===== Given data =====

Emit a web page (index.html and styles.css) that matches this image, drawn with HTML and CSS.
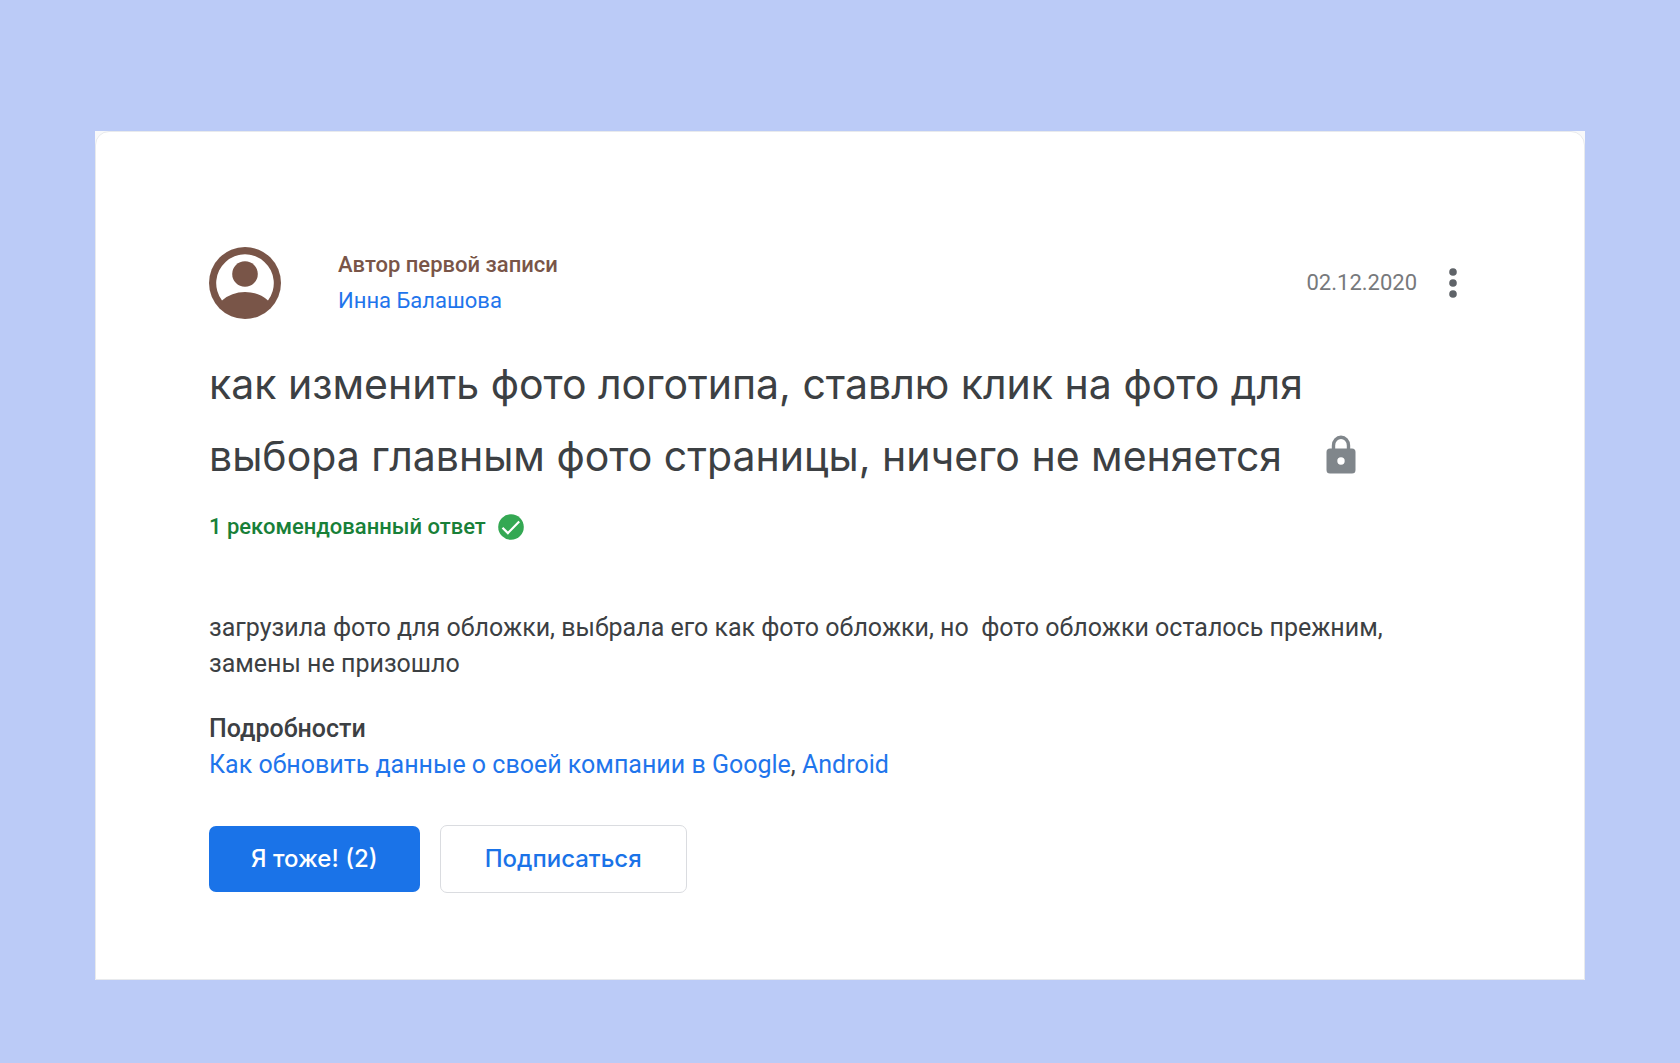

=====
===== Given data =====

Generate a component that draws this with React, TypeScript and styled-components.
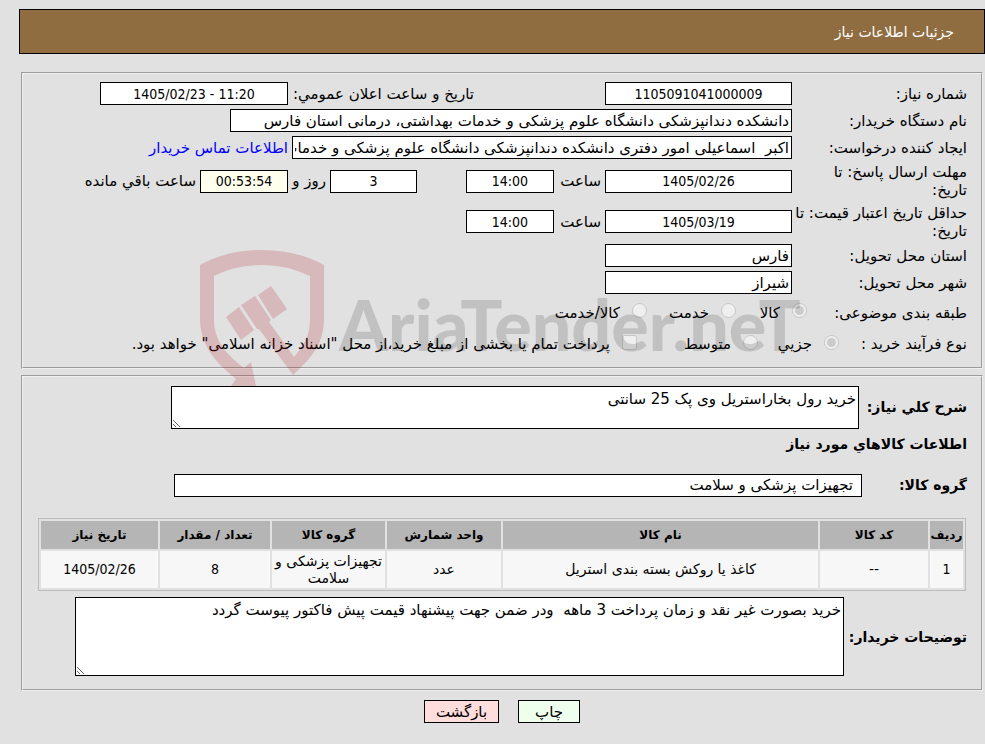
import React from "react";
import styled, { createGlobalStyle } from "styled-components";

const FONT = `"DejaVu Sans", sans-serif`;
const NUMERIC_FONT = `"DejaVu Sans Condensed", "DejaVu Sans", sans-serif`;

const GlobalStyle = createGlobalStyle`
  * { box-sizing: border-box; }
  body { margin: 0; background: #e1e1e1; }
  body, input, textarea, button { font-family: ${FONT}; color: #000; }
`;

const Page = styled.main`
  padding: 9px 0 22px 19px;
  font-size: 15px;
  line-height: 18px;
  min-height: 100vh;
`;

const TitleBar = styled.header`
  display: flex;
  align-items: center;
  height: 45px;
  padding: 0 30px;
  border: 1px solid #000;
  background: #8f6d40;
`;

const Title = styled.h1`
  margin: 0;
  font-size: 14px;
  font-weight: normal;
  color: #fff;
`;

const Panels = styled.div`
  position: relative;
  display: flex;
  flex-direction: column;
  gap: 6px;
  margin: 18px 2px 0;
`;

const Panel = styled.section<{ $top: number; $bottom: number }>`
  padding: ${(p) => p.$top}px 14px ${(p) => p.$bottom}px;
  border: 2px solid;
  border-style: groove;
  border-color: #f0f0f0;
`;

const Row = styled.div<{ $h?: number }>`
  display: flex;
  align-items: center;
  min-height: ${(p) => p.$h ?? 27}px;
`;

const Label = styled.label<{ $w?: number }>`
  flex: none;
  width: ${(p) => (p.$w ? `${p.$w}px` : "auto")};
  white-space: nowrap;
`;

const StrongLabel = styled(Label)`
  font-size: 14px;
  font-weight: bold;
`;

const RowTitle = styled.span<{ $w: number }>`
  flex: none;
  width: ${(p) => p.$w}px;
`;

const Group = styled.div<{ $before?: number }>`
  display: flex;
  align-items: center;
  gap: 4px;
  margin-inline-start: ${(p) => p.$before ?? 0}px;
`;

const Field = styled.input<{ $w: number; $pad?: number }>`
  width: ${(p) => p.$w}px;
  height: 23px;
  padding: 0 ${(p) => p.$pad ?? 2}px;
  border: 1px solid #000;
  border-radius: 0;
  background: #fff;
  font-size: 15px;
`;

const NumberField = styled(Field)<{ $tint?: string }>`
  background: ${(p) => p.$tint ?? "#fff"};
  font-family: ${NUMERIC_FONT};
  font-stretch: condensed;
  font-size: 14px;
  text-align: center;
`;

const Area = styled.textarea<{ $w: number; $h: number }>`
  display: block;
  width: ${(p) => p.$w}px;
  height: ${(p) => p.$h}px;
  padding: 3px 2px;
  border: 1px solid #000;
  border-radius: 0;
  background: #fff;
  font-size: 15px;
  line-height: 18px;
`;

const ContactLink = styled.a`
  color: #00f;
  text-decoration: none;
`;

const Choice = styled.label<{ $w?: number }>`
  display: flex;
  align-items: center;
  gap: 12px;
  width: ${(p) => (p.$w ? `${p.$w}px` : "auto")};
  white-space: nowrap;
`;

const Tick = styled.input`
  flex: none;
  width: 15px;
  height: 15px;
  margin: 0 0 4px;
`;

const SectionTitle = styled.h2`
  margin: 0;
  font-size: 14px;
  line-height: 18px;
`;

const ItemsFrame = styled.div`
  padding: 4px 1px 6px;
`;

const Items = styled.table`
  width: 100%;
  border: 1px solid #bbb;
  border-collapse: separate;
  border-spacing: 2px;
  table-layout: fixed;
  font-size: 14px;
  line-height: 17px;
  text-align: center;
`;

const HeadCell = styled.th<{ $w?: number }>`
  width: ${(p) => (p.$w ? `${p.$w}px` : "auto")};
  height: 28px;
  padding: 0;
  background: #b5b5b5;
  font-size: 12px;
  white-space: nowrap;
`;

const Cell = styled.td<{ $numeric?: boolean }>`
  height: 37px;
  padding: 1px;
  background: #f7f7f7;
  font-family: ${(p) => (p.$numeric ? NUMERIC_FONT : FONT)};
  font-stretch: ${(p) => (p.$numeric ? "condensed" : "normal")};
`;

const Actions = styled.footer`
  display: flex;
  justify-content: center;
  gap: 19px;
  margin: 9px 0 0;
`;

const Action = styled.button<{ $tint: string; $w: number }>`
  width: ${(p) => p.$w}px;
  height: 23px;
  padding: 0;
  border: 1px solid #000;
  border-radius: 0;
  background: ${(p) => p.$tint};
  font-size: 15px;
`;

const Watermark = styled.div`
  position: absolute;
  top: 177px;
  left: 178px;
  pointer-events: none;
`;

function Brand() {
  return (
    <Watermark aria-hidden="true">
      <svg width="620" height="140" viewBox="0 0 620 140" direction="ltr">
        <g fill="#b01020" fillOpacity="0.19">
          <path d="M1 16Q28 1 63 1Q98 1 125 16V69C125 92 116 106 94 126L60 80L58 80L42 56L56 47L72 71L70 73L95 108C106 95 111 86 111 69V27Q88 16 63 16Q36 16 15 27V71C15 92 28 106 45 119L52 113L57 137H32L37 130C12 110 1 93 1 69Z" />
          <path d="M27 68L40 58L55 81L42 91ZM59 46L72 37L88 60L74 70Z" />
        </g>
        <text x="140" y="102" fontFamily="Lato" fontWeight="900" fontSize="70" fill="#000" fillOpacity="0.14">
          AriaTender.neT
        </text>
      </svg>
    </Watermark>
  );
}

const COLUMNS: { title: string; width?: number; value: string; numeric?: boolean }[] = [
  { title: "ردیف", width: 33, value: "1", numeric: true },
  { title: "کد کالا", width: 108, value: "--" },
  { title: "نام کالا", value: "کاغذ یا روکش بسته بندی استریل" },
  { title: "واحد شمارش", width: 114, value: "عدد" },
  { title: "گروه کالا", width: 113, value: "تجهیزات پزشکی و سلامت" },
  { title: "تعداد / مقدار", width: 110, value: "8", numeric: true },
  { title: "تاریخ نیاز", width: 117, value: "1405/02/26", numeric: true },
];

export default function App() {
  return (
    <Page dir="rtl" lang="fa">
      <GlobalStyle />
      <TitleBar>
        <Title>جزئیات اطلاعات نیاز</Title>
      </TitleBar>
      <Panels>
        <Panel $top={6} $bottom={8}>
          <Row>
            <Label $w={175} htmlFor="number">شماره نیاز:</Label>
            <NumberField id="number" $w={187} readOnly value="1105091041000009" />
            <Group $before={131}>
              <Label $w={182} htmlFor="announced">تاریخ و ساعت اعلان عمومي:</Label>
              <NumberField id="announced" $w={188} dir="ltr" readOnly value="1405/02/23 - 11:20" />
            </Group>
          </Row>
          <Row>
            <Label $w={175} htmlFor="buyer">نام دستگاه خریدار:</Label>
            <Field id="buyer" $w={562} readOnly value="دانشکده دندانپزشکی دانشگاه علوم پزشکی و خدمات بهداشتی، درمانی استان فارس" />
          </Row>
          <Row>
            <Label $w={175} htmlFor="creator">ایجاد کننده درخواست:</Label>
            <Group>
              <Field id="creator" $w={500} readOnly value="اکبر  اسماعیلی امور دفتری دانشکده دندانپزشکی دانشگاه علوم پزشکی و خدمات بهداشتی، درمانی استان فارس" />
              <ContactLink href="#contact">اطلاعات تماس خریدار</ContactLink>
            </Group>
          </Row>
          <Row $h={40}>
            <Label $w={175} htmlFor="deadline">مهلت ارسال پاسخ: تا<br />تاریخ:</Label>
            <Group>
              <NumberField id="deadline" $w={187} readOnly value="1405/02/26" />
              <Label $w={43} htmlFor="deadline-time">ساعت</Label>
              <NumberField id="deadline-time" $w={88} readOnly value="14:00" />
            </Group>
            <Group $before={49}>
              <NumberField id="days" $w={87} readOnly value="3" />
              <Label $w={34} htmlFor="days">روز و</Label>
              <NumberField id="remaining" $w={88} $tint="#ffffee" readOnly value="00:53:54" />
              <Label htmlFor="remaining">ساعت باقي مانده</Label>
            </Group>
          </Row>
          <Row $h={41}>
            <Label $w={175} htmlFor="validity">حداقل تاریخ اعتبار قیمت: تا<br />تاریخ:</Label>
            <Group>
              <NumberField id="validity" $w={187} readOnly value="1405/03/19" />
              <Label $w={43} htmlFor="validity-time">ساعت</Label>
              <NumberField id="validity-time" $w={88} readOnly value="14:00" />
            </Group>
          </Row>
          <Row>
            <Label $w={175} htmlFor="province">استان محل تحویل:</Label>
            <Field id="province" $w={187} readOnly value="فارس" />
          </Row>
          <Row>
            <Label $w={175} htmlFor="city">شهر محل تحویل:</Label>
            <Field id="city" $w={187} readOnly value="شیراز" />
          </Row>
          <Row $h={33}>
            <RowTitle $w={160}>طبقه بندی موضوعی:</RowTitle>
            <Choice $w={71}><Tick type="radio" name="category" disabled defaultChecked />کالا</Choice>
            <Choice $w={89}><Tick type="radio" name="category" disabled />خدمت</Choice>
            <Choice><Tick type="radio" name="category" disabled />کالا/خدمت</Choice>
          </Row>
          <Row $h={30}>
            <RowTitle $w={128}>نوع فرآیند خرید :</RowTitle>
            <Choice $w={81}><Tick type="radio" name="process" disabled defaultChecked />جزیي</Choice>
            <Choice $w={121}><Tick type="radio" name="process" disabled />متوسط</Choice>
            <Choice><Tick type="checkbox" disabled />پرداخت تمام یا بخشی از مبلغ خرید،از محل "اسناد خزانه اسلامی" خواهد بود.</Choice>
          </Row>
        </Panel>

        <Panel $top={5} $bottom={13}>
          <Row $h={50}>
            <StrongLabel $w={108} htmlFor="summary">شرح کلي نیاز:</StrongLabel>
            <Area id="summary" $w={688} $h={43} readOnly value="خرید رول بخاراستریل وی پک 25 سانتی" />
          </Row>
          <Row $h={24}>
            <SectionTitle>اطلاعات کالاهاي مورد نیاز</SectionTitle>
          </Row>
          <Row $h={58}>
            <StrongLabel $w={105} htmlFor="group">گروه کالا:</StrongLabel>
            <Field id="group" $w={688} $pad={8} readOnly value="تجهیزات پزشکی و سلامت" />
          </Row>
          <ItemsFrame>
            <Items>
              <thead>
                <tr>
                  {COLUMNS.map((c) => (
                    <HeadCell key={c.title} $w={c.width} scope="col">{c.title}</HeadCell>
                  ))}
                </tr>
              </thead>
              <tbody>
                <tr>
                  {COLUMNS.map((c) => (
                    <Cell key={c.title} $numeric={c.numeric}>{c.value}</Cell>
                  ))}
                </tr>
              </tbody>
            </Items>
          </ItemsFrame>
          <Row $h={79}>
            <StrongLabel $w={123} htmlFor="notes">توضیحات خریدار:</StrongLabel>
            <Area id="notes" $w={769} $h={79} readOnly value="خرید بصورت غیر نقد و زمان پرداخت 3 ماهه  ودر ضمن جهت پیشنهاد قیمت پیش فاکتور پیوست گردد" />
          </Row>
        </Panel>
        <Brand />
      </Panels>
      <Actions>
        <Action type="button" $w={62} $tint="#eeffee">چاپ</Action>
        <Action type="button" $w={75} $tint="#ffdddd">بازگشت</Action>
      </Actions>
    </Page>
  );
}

=====

Short problem. Calculate how many lines of the material include the string "React", and state that number by itself.

Answer to this exercise. 2